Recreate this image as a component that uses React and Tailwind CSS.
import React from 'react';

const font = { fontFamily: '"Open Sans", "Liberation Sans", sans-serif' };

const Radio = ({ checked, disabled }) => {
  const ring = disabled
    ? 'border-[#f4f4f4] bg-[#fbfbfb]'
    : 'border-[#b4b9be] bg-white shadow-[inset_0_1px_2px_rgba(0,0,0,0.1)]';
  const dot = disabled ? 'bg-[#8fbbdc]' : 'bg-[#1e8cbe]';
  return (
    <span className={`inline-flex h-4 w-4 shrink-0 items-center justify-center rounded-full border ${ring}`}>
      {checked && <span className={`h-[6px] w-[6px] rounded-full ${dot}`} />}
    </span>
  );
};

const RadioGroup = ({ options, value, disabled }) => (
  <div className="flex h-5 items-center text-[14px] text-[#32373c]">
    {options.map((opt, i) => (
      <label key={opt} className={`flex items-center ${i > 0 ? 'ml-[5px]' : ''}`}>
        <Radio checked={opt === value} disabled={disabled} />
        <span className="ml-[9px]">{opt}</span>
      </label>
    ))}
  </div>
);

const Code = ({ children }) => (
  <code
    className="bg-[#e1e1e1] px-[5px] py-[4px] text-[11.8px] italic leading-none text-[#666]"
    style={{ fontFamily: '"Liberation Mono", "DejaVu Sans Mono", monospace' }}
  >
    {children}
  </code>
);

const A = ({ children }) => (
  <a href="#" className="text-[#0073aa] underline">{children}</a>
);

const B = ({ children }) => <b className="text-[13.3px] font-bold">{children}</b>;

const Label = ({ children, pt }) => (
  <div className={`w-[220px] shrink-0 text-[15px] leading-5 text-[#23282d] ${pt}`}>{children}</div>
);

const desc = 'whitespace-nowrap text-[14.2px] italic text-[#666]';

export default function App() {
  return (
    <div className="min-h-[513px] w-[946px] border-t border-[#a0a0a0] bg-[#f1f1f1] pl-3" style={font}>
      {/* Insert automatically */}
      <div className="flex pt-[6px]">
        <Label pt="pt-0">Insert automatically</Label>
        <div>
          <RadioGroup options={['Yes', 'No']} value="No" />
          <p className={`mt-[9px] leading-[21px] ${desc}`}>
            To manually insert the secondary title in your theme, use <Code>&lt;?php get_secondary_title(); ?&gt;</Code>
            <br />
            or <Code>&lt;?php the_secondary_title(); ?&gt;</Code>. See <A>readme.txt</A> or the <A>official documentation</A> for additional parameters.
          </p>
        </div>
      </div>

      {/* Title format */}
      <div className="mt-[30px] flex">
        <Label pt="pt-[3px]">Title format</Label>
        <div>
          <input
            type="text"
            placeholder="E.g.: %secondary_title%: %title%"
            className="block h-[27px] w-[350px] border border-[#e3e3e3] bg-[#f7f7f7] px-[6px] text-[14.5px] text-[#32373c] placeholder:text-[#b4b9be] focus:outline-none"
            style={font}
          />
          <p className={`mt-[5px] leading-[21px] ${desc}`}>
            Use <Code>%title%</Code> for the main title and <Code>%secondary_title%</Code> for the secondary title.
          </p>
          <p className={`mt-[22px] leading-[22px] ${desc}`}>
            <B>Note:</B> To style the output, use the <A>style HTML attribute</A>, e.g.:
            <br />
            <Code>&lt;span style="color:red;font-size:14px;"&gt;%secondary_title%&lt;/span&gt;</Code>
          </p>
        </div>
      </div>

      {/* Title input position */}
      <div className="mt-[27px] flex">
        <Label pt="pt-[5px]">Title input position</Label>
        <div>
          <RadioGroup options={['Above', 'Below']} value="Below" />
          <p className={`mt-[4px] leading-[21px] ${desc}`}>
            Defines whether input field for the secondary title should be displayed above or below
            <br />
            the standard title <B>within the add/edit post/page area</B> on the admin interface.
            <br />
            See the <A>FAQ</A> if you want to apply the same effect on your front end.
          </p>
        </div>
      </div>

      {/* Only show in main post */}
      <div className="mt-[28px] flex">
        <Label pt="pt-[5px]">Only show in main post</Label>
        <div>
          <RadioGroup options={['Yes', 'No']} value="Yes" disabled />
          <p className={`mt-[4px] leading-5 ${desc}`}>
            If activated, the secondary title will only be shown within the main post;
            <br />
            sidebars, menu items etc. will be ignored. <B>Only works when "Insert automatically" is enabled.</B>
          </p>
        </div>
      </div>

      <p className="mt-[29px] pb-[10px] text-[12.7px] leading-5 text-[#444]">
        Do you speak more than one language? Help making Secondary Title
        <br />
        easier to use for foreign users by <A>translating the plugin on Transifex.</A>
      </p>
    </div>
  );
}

○ ○ ○ ○

* [Challenge]:
Go through the data and gather every line that holds "React".

* [Reply]:
Recreate this image as a component that uses React and Tailwind CSS.
import React from 'react';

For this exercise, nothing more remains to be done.